[START]
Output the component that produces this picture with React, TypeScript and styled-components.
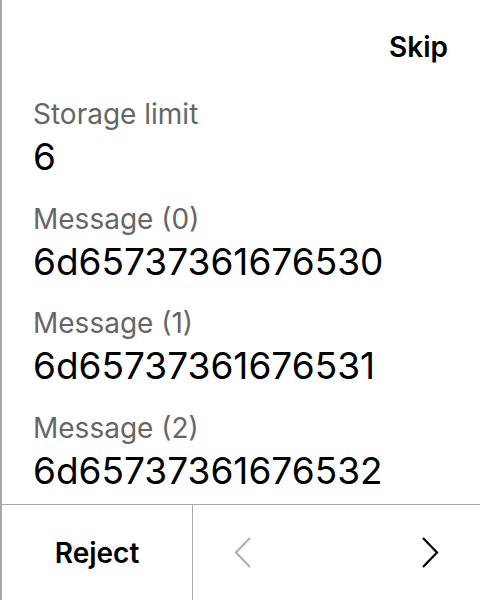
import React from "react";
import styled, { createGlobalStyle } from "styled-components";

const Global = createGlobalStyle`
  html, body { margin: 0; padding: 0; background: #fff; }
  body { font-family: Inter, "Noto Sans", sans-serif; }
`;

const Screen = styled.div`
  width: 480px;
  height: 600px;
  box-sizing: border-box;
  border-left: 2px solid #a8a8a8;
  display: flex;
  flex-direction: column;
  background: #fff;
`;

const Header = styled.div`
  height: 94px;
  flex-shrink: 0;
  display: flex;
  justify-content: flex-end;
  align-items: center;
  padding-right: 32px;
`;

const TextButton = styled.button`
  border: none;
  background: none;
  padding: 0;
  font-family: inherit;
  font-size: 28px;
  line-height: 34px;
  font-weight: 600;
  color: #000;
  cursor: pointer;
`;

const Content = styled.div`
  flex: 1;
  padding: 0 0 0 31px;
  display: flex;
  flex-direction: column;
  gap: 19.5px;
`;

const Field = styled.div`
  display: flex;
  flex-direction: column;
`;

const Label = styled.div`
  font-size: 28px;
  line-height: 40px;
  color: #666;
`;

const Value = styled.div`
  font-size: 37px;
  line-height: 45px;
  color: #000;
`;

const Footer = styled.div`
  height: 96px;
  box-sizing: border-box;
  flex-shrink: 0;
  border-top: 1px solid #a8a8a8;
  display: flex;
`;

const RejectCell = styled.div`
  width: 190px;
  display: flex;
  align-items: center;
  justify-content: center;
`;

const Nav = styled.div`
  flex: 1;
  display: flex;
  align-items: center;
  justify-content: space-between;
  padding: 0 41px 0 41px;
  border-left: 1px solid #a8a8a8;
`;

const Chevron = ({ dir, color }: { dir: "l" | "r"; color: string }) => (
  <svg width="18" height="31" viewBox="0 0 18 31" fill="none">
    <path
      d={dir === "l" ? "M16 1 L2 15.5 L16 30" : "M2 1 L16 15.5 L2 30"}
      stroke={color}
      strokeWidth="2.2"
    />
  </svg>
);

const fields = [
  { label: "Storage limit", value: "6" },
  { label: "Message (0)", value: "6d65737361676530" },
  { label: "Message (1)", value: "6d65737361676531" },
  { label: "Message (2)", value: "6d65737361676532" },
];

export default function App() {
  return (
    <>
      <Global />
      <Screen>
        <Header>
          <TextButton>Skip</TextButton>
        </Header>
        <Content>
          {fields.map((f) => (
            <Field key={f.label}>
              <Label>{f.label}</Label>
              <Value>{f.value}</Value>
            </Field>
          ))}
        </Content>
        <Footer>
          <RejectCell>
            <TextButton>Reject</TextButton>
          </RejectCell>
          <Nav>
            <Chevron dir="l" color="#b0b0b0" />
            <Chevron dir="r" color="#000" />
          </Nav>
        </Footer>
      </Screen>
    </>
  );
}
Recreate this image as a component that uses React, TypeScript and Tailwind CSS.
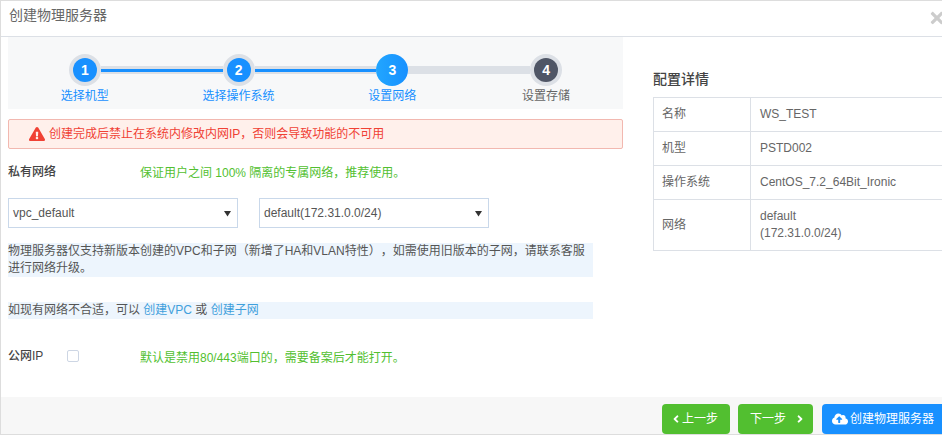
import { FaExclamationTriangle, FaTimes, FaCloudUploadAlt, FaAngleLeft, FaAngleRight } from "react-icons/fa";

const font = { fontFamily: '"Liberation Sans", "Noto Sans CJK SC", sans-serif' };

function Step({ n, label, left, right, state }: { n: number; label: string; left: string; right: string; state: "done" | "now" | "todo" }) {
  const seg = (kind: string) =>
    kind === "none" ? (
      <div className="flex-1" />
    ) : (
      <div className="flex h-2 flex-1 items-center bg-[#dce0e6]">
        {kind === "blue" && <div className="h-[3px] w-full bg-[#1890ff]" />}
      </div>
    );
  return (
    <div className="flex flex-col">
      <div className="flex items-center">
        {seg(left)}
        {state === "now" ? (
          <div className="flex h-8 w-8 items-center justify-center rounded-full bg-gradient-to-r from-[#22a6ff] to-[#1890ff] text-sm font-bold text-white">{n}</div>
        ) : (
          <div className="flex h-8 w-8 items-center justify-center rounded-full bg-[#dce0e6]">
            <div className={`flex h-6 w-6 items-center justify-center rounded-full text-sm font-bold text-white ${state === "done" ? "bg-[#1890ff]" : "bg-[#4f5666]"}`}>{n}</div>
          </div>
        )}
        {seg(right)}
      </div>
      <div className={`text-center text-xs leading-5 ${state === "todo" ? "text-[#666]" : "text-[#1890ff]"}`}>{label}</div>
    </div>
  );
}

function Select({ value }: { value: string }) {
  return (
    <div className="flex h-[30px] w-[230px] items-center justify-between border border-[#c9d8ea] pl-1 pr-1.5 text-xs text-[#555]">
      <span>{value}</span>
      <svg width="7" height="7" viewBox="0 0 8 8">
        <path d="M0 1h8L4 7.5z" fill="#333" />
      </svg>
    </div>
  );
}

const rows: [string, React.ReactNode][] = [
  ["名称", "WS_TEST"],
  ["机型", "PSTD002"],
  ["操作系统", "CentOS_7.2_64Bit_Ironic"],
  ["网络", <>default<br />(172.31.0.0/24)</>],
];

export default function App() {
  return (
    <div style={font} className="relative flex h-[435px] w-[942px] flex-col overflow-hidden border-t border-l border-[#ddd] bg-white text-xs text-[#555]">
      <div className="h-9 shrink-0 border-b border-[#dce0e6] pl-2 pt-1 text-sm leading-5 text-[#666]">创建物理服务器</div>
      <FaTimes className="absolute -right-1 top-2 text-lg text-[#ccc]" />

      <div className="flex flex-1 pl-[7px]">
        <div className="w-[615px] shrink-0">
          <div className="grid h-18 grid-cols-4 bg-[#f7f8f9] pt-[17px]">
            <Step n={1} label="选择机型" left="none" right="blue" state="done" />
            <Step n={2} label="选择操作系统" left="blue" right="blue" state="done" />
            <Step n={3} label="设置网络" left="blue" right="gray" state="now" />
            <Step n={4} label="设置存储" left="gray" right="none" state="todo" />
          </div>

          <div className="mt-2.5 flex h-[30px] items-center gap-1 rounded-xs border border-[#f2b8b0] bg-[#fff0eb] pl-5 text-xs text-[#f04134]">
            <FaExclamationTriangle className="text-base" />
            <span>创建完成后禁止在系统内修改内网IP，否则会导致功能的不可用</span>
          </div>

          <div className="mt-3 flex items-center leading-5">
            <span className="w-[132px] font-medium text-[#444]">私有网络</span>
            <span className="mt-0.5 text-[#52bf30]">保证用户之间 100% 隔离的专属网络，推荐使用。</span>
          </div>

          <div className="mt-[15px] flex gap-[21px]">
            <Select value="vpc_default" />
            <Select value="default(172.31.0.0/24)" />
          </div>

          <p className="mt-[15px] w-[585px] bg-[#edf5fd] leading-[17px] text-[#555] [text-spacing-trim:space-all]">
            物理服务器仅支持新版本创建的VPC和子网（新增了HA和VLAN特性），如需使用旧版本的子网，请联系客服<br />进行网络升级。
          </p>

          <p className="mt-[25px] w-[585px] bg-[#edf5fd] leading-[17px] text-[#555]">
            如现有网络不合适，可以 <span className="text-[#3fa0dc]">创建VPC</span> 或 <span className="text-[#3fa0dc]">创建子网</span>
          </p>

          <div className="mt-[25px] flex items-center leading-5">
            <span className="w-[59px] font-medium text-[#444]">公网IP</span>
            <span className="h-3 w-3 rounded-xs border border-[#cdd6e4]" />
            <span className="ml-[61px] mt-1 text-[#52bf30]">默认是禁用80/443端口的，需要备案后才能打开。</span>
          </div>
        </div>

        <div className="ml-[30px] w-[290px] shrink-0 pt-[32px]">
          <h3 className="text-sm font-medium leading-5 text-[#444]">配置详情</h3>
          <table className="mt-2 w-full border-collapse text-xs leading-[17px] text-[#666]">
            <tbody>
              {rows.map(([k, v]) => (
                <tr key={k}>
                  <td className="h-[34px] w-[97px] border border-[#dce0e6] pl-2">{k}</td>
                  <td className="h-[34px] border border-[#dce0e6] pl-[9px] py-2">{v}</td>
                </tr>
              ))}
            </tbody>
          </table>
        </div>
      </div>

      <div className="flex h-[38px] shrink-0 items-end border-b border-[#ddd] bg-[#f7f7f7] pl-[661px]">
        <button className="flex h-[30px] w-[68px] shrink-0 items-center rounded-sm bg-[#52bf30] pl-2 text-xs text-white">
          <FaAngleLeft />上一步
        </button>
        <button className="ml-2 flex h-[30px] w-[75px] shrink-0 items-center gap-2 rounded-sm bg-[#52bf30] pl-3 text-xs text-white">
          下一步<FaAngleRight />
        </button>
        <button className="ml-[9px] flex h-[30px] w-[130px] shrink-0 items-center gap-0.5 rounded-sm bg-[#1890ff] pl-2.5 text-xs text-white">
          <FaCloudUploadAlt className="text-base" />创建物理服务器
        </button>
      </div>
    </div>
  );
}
[END]
▶ **Given exercise**: Each line containing the word "that" counts once; say how many such lines there are, giving only the number.

▶ **Reply**: 2